Better candidate communication comes from workflow design. Templates matter, but the real system is triggers, shared history, scheduling, reminders, SMS rules, feedback loops, and clear ownership.

Choose Breezy HR if you are a small business that wants transparent pricing and practical stage automation from $157 per month. Check the SMS, AI, and onboarding add-ons before treating that as your full cost.

Choose Teamtailor if employer brand, career-site experience, candidate chat, and nurture campaigns are central to how you compete for talent. Expect quote-only pricing, and check whether the SMS add-on is needed.

Choose GoHire if you are a lean team that wants a lower-friction ATS from $99 per month with inbox, templates, scheduling, activity feed, and stage actions. Move beyond Starter if bulk messaging is part of your workflow.

If you are still early in the buying process, compare tools against your real hiring volume. The right candidate communication ATS is the one that makes your most common candidate updates happen reliably, without making the team fight the software.

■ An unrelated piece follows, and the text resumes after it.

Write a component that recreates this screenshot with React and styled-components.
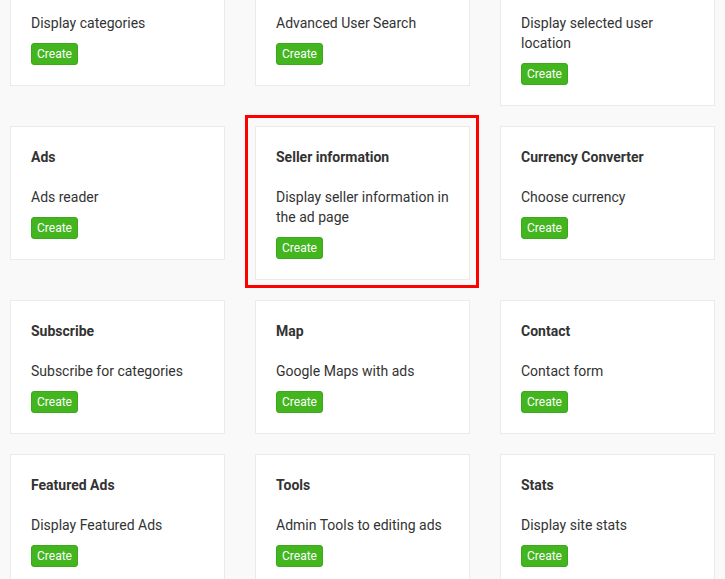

Frequently asked questions

What is a candidate communication ATS?

A candidate communication ATS is an applicant tracking system set up to manage candidate messages, replies, scheduling, reminders and stage updates in one place. The important part is the workflow: every stage should trigger the right message, task or feedback request, rather than relying on recruiters to remember every follow-up.

Can an ATS send automatic rejection emails?

Yes, many ATS tools can send rejection emails through templates and stage-based triggers. Use automation for speed, but review sensitive or late-stage rejections manually. AI drafts can help with wording, but the recruiter should check tone, timing and context before sending.

Is SMS included in ATS candidate communication tools?

Sometimes, but buyers should check the plan details. Breezy HR lists SMS/Text Messaging from $41 per month, Teamtailor SMS requires the SMS add-on, and GoHire has SMS usage limits with extra credits available through Plus+. Do not assume SMS is unlimited.

Which ATS is best for small-business candidate communication?

Breezy HR is the strongest default for small businesses if you want practical stage automation and transparent pricing. ATSLab ranks it first overall, with a recorded price of $157. The main caveat is that SMS, AI credits and onboarding can add to the monthly cost.

Which ATS is best for employer-brand-led communication?

Teamtailor is the better fit if your hiring depends on career-site experience, candidate chat, nurture campaigns and branded communication. ATSLab ranks it fifth overall, not first, and its official pricing is quote-only, with ATSLab recording it from around $2.75k.